▸ GOAL: Filter these entries, keeping only lines that hold the word "index".

▸ DATASET ENTRIES:
☆ ☆ ☆
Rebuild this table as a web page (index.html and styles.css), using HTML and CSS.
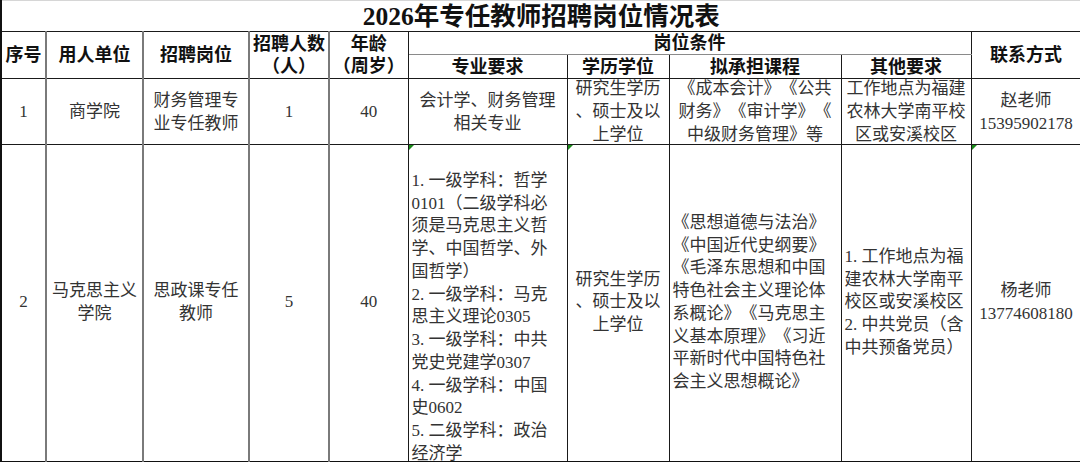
☆ ☆ ☆
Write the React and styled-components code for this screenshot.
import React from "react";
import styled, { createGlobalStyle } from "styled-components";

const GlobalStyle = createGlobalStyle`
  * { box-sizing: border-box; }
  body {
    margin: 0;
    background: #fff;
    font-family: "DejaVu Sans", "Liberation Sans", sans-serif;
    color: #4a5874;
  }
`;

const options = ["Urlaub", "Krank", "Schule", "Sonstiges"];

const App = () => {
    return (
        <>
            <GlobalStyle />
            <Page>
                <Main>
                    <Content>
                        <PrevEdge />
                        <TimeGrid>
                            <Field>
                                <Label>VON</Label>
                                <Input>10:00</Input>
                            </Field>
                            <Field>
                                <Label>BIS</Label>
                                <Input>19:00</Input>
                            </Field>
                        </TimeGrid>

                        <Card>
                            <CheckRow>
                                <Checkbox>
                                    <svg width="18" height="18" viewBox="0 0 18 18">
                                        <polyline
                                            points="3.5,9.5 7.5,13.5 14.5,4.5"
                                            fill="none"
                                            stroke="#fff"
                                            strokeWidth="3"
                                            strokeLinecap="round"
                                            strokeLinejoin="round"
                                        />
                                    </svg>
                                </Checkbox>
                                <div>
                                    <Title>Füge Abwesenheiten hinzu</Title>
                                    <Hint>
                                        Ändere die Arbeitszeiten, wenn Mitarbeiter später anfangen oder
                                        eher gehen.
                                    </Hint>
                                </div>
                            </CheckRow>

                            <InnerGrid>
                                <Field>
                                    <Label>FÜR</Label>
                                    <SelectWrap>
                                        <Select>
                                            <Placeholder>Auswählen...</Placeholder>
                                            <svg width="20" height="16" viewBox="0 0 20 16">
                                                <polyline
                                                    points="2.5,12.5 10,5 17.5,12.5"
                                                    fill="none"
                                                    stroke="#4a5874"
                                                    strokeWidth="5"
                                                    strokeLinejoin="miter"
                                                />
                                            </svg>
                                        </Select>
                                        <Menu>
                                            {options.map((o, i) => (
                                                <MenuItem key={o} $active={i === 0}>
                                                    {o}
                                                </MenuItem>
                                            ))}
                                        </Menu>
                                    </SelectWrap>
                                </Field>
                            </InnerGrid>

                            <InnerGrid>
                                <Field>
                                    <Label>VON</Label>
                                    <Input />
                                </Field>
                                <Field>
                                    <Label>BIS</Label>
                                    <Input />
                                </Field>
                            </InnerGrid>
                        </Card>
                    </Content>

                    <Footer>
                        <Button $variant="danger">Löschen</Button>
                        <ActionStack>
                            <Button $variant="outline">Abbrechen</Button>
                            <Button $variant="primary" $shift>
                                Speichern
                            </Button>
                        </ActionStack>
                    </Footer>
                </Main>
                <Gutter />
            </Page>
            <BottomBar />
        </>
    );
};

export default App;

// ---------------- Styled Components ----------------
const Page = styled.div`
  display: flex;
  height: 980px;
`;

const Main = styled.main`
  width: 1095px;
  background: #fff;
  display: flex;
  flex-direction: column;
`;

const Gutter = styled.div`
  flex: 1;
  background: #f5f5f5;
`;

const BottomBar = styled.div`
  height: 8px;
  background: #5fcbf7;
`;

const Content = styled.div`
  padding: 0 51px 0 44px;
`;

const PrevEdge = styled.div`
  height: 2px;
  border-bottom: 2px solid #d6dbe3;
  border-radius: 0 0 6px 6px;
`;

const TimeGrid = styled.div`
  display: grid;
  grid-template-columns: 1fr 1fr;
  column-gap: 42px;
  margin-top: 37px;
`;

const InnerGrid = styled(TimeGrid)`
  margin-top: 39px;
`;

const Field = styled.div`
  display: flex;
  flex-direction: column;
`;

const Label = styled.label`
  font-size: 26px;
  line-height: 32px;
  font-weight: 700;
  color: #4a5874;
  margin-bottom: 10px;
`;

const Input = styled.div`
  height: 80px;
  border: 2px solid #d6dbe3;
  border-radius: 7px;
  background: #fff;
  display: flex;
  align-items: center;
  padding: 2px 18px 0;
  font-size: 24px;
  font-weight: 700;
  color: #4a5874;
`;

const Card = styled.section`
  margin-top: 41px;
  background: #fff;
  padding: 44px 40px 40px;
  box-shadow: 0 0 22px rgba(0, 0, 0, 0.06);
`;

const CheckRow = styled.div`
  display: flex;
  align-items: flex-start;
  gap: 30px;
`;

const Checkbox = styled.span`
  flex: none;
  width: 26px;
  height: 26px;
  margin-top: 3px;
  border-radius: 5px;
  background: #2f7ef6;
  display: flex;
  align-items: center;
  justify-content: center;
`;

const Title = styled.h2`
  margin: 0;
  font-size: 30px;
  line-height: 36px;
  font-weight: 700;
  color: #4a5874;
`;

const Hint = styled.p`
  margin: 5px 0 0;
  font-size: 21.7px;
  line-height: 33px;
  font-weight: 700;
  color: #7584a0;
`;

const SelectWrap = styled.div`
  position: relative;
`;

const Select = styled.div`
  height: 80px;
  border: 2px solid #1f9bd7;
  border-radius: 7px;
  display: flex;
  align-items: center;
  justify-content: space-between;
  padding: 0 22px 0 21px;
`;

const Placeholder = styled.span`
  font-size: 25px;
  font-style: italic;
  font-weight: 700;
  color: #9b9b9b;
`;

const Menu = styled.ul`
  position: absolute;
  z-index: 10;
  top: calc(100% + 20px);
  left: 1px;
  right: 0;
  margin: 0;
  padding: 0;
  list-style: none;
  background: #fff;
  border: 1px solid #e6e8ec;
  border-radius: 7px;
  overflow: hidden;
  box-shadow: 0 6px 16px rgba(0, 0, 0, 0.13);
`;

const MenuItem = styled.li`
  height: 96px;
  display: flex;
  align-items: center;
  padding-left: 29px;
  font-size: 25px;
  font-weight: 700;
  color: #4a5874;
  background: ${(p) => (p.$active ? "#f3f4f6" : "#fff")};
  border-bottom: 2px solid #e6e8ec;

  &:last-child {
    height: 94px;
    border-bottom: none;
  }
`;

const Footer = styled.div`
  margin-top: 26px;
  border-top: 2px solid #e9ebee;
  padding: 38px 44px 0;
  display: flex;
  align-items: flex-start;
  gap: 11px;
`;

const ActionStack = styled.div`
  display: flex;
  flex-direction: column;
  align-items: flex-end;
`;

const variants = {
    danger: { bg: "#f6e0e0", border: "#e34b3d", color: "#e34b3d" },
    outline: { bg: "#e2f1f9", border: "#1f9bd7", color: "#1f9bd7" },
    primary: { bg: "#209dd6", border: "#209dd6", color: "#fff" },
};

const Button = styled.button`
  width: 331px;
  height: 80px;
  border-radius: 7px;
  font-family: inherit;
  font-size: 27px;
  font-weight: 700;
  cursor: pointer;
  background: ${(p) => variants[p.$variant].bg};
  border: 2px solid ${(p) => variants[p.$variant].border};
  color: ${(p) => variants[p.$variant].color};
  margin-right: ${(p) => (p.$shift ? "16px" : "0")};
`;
☆ ☆ ☆
▸ REPLY TO THE TASK:
Rebuild this table as a web page (index.html and styles.css), using HTML and CSS.
  z-index: 10;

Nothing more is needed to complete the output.